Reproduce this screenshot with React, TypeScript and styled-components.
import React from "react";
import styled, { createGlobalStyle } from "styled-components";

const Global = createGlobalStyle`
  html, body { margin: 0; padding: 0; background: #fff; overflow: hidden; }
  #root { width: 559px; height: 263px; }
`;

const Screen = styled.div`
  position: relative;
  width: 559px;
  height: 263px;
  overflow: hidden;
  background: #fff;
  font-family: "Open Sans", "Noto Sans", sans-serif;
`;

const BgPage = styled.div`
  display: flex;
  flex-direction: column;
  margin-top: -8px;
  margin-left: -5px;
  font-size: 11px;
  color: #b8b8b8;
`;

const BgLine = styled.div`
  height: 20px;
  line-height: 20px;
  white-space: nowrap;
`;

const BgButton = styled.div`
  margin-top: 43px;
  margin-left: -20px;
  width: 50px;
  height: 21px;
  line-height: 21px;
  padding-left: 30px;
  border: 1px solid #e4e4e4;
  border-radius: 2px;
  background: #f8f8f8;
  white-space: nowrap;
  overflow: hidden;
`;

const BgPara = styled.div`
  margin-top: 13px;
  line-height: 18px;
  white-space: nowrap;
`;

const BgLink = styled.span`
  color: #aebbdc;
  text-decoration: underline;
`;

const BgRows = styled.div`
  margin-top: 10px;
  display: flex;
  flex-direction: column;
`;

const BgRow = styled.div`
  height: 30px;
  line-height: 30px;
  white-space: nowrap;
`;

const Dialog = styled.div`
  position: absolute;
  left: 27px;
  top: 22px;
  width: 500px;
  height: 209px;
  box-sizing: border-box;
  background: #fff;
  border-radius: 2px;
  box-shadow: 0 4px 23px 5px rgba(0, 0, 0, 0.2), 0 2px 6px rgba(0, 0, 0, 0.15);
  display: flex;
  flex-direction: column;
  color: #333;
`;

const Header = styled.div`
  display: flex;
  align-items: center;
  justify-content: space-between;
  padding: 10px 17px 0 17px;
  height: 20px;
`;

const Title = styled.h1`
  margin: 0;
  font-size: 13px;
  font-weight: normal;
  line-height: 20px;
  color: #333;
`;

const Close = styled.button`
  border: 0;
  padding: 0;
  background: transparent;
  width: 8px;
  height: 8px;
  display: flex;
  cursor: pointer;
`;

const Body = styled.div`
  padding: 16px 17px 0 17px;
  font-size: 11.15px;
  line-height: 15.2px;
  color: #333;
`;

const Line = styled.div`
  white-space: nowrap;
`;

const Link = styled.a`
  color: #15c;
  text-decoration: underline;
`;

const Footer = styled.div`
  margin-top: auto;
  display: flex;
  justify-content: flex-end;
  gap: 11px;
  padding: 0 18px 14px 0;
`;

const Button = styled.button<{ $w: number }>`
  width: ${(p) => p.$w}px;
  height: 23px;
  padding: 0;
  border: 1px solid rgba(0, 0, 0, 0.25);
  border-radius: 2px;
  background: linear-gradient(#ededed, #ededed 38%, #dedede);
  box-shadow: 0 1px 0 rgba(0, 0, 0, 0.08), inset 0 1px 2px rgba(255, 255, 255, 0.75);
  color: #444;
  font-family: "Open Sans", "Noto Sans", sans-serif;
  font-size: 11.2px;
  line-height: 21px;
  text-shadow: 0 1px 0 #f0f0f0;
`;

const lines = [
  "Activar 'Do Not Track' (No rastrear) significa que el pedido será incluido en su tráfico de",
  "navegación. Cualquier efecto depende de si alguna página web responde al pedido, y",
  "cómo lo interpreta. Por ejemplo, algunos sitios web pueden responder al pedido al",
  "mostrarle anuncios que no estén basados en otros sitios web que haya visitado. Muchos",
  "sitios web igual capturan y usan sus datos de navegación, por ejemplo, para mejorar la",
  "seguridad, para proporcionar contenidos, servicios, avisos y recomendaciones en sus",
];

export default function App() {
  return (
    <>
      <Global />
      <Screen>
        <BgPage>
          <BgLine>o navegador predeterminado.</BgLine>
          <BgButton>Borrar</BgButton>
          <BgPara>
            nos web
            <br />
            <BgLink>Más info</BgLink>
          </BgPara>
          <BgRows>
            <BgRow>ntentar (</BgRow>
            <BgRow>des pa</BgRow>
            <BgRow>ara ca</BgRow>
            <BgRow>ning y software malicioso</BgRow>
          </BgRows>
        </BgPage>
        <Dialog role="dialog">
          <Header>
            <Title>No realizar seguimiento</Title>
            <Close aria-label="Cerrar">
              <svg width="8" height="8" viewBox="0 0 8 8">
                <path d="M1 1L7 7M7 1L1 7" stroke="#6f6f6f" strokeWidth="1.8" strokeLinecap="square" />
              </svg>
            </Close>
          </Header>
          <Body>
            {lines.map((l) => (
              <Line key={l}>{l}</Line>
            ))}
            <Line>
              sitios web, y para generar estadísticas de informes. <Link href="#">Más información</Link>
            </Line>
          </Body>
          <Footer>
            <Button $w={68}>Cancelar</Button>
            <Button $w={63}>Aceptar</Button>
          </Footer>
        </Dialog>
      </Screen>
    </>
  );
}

┄┄┄┄┄┄

◆ **Problem description**
Extract the listing in its entirety, matching it exactly.

◆ **Response to this exercise**
Reproduce this screenshot with React, TypeScript and styled-components.
import React from "react";
import styled, { createGlobalStyle } from "styled-components";

const Global = createGlobalStyle`
  html, body { margin: 0; padding: 0; background: #fff; overflow: hidden; }
  #root { width: 559px; height: 263px; }
`;

const Screen = styled.div`
  position: relative;
  width: 559px;
  height: 263px;
  overflow: hidden;
  background: #fff;
  font-family: "Open Sans", "Noto Sans", sans-serif;
`;

const BgPage = styled.div`
  display: flex;
  flex-direction: column;
  margin-top: -8px;
  margin-left: -5px;
  font-size: 11px;
  color: #b8b8b8;
`;

const BgLine = styled.div`
  height: 20px;
  line-height: 20px;
  white-space: nowrap;
`;

const BgButton = styled.div`
  margin-top: 43px;
  margin-left: -20px;
  width: 50px;
  height: 21px;
  line-height: 21px;
  padding-left: 30px;
  border: 1px solid #e4e4e4;
  border-radius: 2px;
  background: #f8f8f8;
  white-space: nowrap;
  overflow: hidden;
`;

const BgPara = styled.div`
  margin-top: 13px;
  line-height: 18px;
  white-space: nowrap;
`;

const BgLink = styled.span`
  color: #aebbdc;
  text-decoration: underline;
`;

const BgRows = styled.div`
  margin-top: 10px;
  display: flex;
  flex-direction: column;
`;

const BgRow = styled.div`
  height: 30px;
  line-height: 30px;
  white-space: nowrap;
`;

const Dialog = styled.div`
  position: absolute;
  left: 27px;
  top: 22px;
  width: 500px;
  height: 209px;
  box-sizing: border-box;
  background: #fff;
  border-radius: 2px;
  box-shadow: 0 4px 23px 5px rgba(0, 0, 0, 0.2), 0 2px 6px rgba(0, 0, 0, 0.15);
  display: flex;
  flex-direction: column;
  color: #333;
`;

const Header = styled.div`
  display: flex;
  align-items: center;
  justify-content: space-between;
  padding: 10px 17px 0 17px;
  height: 20px;
`;

const Title = styled.h1`
  margin: 0;
  font-size: 13px;
  font-weight: normal;
  line-height: 20px;
  color: #333;
`;

const Close = styled.button`
  border: 0;
  padding: 0;
  background: transparent;
  width: 8px;
  height: 8px;
  display: flex;
  cursor: pointer;
`;

const Body = styled.div`
  padding: 16px 17px 0 17px;
  font-size: 11.15px;
  line-height: 15.2px;
  color: #333;
`;

const Line = styled.div`
  white-space: nowrap;
`;

const Link = styled.a`
  color: #15c;
  text-decoration: underline;
`;

const Footer = styled.div`
  margin-top: auto;
  display: flex;
  justify-content: flex-end;
  gap: 11px;
  padding: 0 18px 14px 0;
`;

const Button = styled.button<{ $w: number }>`
  width: ${(p) => p.$w}px;
  height: 23px;
  padding: 0;
  border: 1px solid rgba(0, 0, 0, 0.25);
  border-radius: 2px;
  background: linear-gradient(#ededed, #ededed 38%, #dedede);
  box-shadow: 0 1px 0 rgba(0, 0, 0, 0.08), inset 0 1px 2px rgba(255, 255, 255, 0.75);
  color: #444;
  font-family: "Open Sans", "Noto Sans", sans-serif;
  font-size: 11.2px;
  line-height: 21px;
  text-shadow: 0 1px 0 #f0f0f0;
`;

const lines = [
  "Activar 'Do Not Track' (No rastrear) significa que el pedido será incluido en su tráfico de",
  "navegación. Cualquier efecto depende de si alguna página web responde al pedido, y",
  "cómo lo interpreta. Por ejemplo, algunos sitios web pueden responder al pedido al",
  "mostrarle anuncios que no estén basados en otros sitios web que haya visitado. Muchos",
  "sitios web igual capturan y usan sus datos de navegación, por ejemplo, para mejorar la",
  "seguridad, para proporcionar contenidos, servicios, avisos y recomendaciones en sus",
];

export default function App() {
  return (
    <>
      <Global />
      <Screen>
        <BgPage>
          <BgLine>o navegador predeterminado.</BgLine>
          <BgButton>Borrar</BgButton>
          <BgPara>
            nos web
            <br />
            <BgLink>Más info</BgLink>
          </BgPara>
          <BgRows>
            <BgRow>ntentar (</BgRow>
            <BgRow>des pa</BgRow>
            <BgRow>ara ca</BgRow>
            <BgRow>ning y software malicioso</BgRow>
          </BgRows>
        </BgPage>
        <Dialog role="dialog">
          <Header>
            <Title>No realizar seguimiento</Title>
            <Close aria-label="Cerrar">
              <svg width="8" height="8" viewBox="0 0 8 8">
                <path d="M1 1L7 7M7 1L1 7" stroke="#6f6f6f" strokeWidth="1.8" strokeLinecap="square" />
              </svg>
            </Close>
          </Header>
          <Body>
            {lines.map((l) => (
              <Line key={l}>{l}</Line>
            ))}
            <Line>
              sitios web, y para generar estadísticas de informes. <Link href="#">Más información</Link>
            </Line>
          </Body>
          <Footer>
            <Button $w={68}>Cancelar</Button>
            <Button $w={63}>Aceptar</Button>
          </Footer>
        </Dialog>
      </Screen>
    </>
  );
}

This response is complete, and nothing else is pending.